● **Given task**: Write out the data below in full. Keep it exact.

— START —

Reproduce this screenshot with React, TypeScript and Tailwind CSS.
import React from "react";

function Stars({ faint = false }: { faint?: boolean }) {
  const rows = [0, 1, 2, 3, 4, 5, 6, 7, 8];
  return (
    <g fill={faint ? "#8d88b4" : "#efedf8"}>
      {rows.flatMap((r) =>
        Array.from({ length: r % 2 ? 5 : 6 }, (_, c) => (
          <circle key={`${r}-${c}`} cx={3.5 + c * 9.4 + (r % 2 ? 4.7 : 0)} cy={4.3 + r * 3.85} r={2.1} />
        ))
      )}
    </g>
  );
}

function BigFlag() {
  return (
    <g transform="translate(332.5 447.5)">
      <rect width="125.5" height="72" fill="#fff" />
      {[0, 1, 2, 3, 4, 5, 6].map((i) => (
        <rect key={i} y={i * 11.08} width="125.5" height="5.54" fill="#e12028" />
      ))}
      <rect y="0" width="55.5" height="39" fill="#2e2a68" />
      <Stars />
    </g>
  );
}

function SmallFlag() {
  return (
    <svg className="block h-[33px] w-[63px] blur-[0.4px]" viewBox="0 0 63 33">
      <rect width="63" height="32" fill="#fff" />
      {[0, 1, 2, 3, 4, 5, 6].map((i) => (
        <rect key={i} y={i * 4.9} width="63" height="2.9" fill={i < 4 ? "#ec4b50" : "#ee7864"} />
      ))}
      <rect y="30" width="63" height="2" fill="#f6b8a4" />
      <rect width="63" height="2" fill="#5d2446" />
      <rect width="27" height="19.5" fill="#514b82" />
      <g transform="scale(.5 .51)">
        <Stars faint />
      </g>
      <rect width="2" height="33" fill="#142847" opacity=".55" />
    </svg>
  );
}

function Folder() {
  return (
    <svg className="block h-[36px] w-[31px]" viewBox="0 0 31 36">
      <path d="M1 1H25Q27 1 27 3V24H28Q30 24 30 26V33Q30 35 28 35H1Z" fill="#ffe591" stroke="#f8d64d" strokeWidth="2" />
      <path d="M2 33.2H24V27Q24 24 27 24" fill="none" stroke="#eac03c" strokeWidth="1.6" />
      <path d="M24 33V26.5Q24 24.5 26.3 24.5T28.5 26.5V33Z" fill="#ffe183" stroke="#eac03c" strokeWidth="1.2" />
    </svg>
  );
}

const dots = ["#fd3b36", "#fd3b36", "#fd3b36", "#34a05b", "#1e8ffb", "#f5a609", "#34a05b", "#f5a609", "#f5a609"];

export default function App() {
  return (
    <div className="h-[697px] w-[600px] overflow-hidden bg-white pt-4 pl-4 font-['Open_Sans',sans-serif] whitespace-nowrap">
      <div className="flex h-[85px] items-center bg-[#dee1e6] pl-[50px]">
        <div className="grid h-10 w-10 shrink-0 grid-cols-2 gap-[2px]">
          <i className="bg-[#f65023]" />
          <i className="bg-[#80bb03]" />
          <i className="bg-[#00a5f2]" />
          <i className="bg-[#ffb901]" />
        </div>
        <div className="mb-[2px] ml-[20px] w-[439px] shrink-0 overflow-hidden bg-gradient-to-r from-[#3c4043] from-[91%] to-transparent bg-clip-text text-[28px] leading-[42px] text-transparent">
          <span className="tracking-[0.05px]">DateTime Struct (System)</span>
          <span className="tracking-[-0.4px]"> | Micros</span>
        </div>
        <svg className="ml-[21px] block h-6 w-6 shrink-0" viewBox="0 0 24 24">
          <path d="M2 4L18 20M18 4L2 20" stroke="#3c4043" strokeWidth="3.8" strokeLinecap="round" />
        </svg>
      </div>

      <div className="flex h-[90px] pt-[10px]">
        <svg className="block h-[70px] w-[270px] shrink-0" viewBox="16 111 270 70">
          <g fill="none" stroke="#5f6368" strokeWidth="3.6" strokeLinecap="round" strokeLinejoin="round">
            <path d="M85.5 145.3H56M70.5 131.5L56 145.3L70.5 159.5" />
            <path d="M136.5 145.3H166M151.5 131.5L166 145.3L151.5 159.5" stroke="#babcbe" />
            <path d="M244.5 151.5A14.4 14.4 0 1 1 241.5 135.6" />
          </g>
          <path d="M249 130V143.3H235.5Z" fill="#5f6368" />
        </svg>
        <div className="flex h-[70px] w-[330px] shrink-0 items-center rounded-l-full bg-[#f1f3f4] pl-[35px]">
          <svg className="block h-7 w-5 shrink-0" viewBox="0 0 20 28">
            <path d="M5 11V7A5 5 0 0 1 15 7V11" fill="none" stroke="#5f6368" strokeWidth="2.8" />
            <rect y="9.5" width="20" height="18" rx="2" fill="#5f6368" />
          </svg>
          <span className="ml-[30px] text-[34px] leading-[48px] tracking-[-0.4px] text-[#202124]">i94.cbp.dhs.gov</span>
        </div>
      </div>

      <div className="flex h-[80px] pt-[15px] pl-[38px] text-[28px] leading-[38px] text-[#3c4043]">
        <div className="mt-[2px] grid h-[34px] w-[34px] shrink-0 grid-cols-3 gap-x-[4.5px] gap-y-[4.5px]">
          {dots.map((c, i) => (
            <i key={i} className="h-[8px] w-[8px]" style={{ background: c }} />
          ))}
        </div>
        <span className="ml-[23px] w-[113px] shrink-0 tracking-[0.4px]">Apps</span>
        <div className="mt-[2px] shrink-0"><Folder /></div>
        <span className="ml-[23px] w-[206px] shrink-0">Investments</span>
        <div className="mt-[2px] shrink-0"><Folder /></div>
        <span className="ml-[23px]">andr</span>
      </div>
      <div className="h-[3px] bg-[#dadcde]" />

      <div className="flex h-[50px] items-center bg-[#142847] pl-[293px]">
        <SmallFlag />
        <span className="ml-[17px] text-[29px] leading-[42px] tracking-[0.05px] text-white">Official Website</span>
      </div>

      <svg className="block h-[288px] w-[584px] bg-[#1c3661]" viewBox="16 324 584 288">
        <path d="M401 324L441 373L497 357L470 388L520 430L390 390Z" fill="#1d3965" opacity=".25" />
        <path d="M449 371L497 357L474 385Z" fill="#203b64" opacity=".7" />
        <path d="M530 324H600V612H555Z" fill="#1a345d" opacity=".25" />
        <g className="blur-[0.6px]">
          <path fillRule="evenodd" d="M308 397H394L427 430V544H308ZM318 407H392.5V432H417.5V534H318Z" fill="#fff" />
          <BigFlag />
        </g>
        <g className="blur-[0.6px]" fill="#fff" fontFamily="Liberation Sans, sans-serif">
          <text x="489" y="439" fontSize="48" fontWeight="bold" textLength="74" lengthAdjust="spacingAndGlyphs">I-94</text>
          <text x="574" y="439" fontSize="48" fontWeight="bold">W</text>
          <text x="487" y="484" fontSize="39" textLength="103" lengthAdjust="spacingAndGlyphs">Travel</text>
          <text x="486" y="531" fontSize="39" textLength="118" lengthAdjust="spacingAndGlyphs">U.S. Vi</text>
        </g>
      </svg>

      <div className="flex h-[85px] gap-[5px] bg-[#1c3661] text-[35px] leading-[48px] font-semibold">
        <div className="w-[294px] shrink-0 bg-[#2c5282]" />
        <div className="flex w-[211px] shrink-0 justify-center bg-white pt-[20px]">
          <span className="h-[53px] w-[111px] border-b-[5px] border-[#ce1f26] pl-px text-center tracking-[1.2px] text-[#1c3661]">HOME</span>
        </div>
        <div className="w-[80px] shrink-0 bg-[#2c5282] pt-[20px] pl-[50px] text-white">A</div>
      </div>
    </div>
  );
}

— END —

● **Problem solution**:
Reproduce this screenshot with React, TypeScript and Tailwind CSS.
import React from "react";

function Stars({ faint = false }: { faint?: boolean }) {
  const rows = [0, 1, 2, 3, 4, 5, 6, 7, 8];
  return (
    <g fill={faint ? "#8d88b4" : "#efedf8"}>
      {rows.flatMap((r) =>
        Array.from({ length: r % 2 ? 5 : 6 }, (_, c) => (
          <circle key={`${r}-${c}`} cx={3.5 + c * 9.4 + (r % 2 ? 4.7 : 0)} cy={4.3 + r * 3.85} r={2.1} />
        ))
      )}
    </g>
  );
}

function BigFlag() {
  return (
    <g transform="translate(332.5 447.5)">
      <rect width="125.5" height="72" fill="#fff" />
      {[0, 1, 2, 3, 4, 5, 6].map((i) => (
        <rect key={i} y={i * 11.08} width="125.5" height="5.54" fill="#e12028" />
      ))}
      <rect y="0" width="55.5" height="39" fill="#2e2a68" />
      <Stars />
    </g>
  );
}

function SmallFlag() {
  return (
    <svg className="block h-[33px] w-[63px] blur-[0.4px]" viewBox="0 0 63 33">
      <rect width="63" height="32" fill="#fff" />
      {[0, 1, 2, 3, 4, 5, 6].map((i) => (
        <rect key={i} y={i * 4.9} width="63" height="2.9" fill={i < 4 ? "#ec4b50" : "#ee7864"} />
      ))}
      <rect y="30" width="63" height="2" fill="#f6b8a4" />
      <rect width="63" height="2" fill="#5d2446" />
      <rect width="27" height="19.5" fill="#514b82" />
      <g transform="scale(.5 .51)">
        <Stars faint />
      </g>
      <rect width="2" height="33" fill="#142847" opacity=".55" />
    </svg>
  );
}

function Folder() {
  return (
    <svg className="block h-[36px] w-[31px]" viewBox="0 0 31 36">
      <path d="M1 1H25Q27 1 27 3V24H28Q30 24 30 26V33Q30 35 28 35H1Z" fill="#ffe591" stroke="#f8d64d" strokeWidth="2" />
      <path d="M2 33.2H24V27Q24 24 27 24" fill="none" stroke="#eac03c" strokeWidth="1.6" />
      <path d="M24 33V26.5Q24 24.5 26.3 24.5T28.5 26.5V33Z" fill="#ffe183" stroke="#eac03c" strokeWidth="1.2" />
    </svg>
  );
}

const dots = ["#fd3b36", "#fd3b36", "#fd3b36", "#34a05b", "#1e8ffb", "#f5a609", "#34a05b", "#f5a609", "#f5a609"];

export default function App() {
  return (
    <div className="h-[697px] w-[600px] overflow-hidden bg-white pt-4 pl-4 font-['Open_Sans',sans-serif] whitespace-nowrap">
      <div className="flex h-[85px] items-center bg-[#dee1e6] pl-[50px]">
        <div className="grid h-10 w-10 shrink-0 grid-cols-2 gap-[2px]">
          <i className="bg-[#f65023]" />
          <i className="bg-[#80bb03]" />
          <i className="bg-[#00a5f2]" />
          <i className="bg-[#ffb901]" />
        </div>
        <div className="mb-[2px] ml-[20px] w-[439px] shrink-0 overflow-hidden bg-gradient-to-r from-[#3c4043] from-[91%] to-transparent bg-clip-text text-[28px] leading-[42px] text-transparent">
          <span className="tracking-[0.05px]">DateTime Struct (System)</span>
          <span className="tracking-[-0.4px]"> | Micros</span>
        </div>
        <svg className="ml-[21px] block h-6 w-6 shrink-0" viewBox="0 0 24 24">
          <path d="M2 4L18 20M18 4L2 20" stroke="#3c4043" strokeWidth="3.8" strokeLinecap="round" />
        </svg>
      </div>

      <div className="flex h-[90px] pt-[10px]">
        <svg className="block h-[70px] w-[270px] shrink-0" viewBox="16 111 270 70">
          <g fill="none" stroke="#5f6368" strokeWidth="3.6" strokeLinecap="round" strokeLinejoin="round">
            <path d="M85.5 145.3H56M70.5 131.5L56 145.3L70.5 159.5" />
            <path d="M136.5 145.3H166M151.5 131.5L166 145.3L151.5 159.5" stroke="#babcbe" />
            <path d="M244.5 151.5A14.4 14.4 0 1 1 241.5 135.6" />
          </g>
          <path d="M249 130V143.3H235.5Z" fill="#5f6368" />
        </svg>
        <div className="flex h-[70px] w-[330px] shrink-0 items-center rounded-l-full bg-[#f1f3f4] pl-[35px]">
          <svg className="block h-7 w-5 shrink-0" viewBox="0 0 20 28">
            <path d="M5 11V7A5 5 0 0 1 15 7V11" fill="none" stroke="#5f6368" strokeWidth="2.8" />
            <rect y="9.5" width="20" height="18" rx="2" fill="#5f6368" />
          </svg>
          <span className="ml-[30px] text-[34px] leading-[48px] tracking-[-0.4px] text-[#202124]">i94.cbp.dhs.gov</span>
        </div>
      </div>

      <div className="flex h-[80px] pt-[15px] pl-[38px] text-[28px] leading-[38px] text-[#3c4043]">
        <div className="mt-[2px] grid h-[34px] w-[34px] shrink-0 grid-cols-3 gap-x-[4.5px] gap-y-[4.5px]">
          {dots.map((c, i) => (
            <i key={i} className="h-[8px] w-[8px]" style={{ background: c }} />
          ))}
        </div>
        <span className="ml-[23px] w-[113px] shrink-0 tracking-[0.4px]">Apps</span>
        <div className="mt-[2px] shrink-0"><Folder /></div>
        <span className="ml-[23px] w-[206px] shrink-0">Investments</span>
        <div className="mt-[2px] shrink-0"><Folder /></div>
        <span className="ml-[23px]">andr</span>
      </div>
      <div className="h-[3px] bg-[#dadcde]" />

      <div className="flex h-[50px] items-center bg-[#142847] pl-[293px]">
        <SmallFlag />
        <span className="ml-[17px] text-[29px] leading-[42px] tracking-[0.05px] text-white">Official Website</span>
      </div>

      <svg className="block h-[288px] w-[584px] bg-[#1c3661]" viewBox="16 324 584 288">
        <path d="M401 324L441 373L497 357L470 388L520 430L390 390Z" fill="#1d3965" opacity=".25" />
        <path d="M449 371L497 357L474 385Z" fill="#203b64" opacity=".7" />
        <path d="M530 324H600V612H555Z" fill="#1a345d" opacity=".25" />
        <g className="blur-[0.6px]">
          <path fillRule="evenodd" d="M308 397H394L427 430V544H308ZM318 407H392.5V432H417.5V534H318Z" fill="#fff" />
          <BigFlag />
        </g>
        <g className="blur-[0.6px]" fill="#fff" fontFamily="Liberation Sans, sans-serif">
          <text x="489" y="439" fontSize="48" fontWeight="bold" textLength="74" lengthAdjust="spacingAndGlyphs">I-94</text>
          <text x="574" y="439" fontSize="48" fontWeight="bold">W</text>
          <text x="487" y="484" fontSize="39" textLength="103" lengthAdjust="spacingAndGlyphs">Travel</text>
          <text x="486" y="531" fontSize="39" textLength="118" lengthAdjust="spacingAndGlyphs">U.S. Vi</text>
        </g>
      </svg>

      <div className="flex h-[85px] gap-[5px] bg-[#1c3661] text-[35px] leading-[48px] font-semibold">
        <div className="w-[294px] shrink-0 bg-[#2c5282]" />
        <div className="flex w-[211px] shrink-0 justify-center bg-white pt-[20px]">
          <span className="h-[53px] w-[111px] border-b-[5px] border-[#ce1f26] pl-px text-center tracking-[1.2px] text-[#1c3661]">HOME</span>
        </div>
        <div className="w-[80px] shrink-0 bg-[#2c5282] pt-[20px] pl-[50px] text-white">A</div>
      </div>
    </div>
  );
}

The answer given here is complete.